Als Reaktion auf die Nachricht hielten die jüdischen Gemeinden in vielen alliierten Ländern Kundgebungen und Mahnwachen ab und erklärten Mittwoch, den 2. Dezember 1942, zu einem internationalen Trauertag. Tausende von Arbeitern in Ecuador legten aus Protest eine Viertelstunde lang eine Pause ein. Einige hebräischsprachige Zeitungen versahen ihre Titelseiten mit schwarzen Rändern. Jüdische Gemeinden in Palästina, Ägypten, Australien, Nicaragua und vielen anderen Ländern fasteten und schlossen ihre Geschäfte für diesen Tag. In den Vereinigten Staaten wurden in über 1 500 Synagogen Gottesdienste abgehalten, und Tausende von Juden nahmen an einer düsteren Parade durch die Strassen von New York City teil.
Erklärung über Gräueltaten
Die Mitarbeiter des Aussenministeriums zögerten, Wises Ankündigung zu bestätigen, und beschwerten sich intern über die öffentliche Aufmerksamkeit.

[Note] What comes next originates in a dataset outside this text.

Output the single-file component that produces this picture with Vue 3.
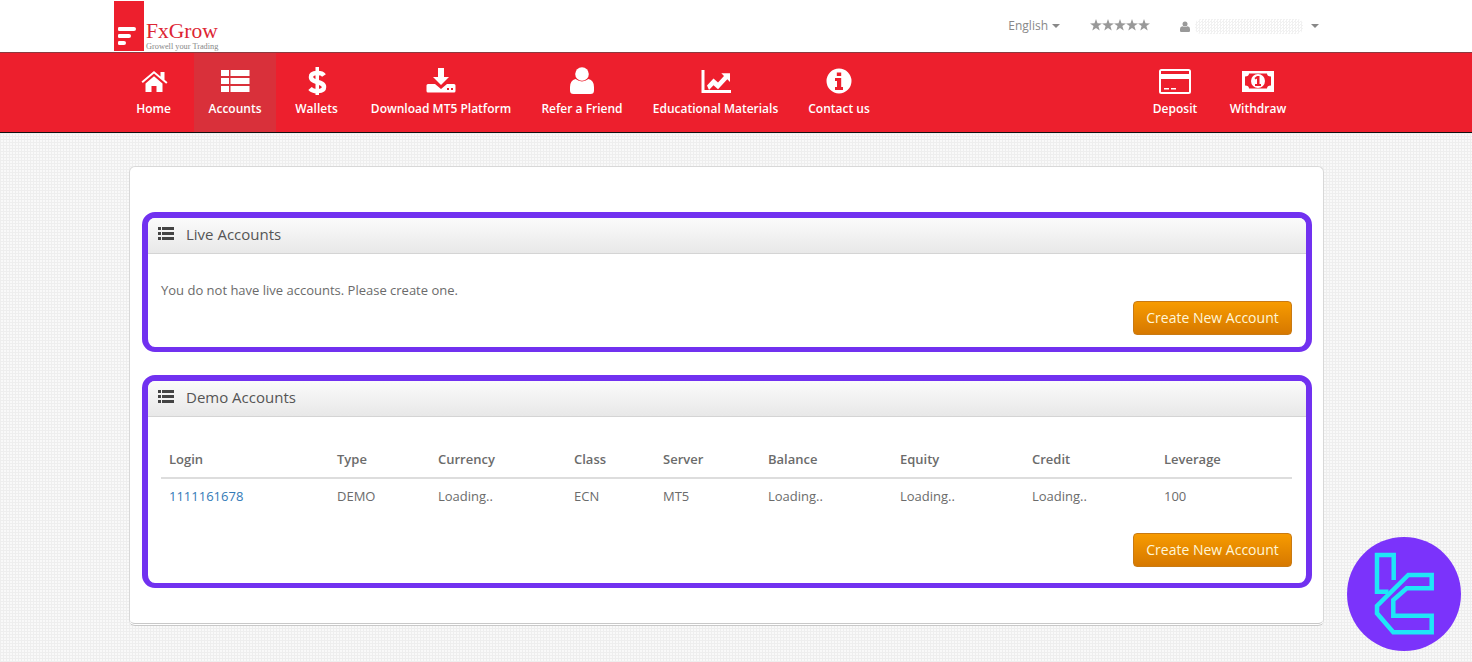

Doch dieser öffentliche Druck veranlasste die USA, Grossbritannien, die Sowjetunion und neun alliierte Exilregierungen, am 17. Dezember 1942 eine „Erklärung zu den Gräueltaten“ zu veröffentlichen. In dieser Erklärung wurden die „blutigen Grausamkeiten“ und die „kaltblütige Vernichtung“ der Juden verurteilt und versprochen, dass die Alliierten die Kriegsverbrecher nach Beendigung der Kampfhandlungen bestrafen würden. Die Erklärung enthielt kein Versprechen auf eine Rettung durch die Alliierten. Amerikanische und britische Truppen hatten erst einen Monat zuvor mit den Kämpfen in Nordafrika begonnen und waren sehr weit von den Tötungszentren im deutsch besetzten Polen entfernt, wo die meisten Massentötungen stattfanden.
Nicht die erste Information
Das Riegner-Telegramm war nicht die erste Information über den Mord an den Juden, die die Alliierten erreichte. Die Bekanntgabe von Riegners Nachricht durch Stephen Wise führte jedoch zu einer breiten öffentlichen Empörung. Ab November 1942 wussten viele alliierte Bürger, dass Nazi-Deutschland einen Plan zur Ermordung der europäischen Juden gefasst hatte.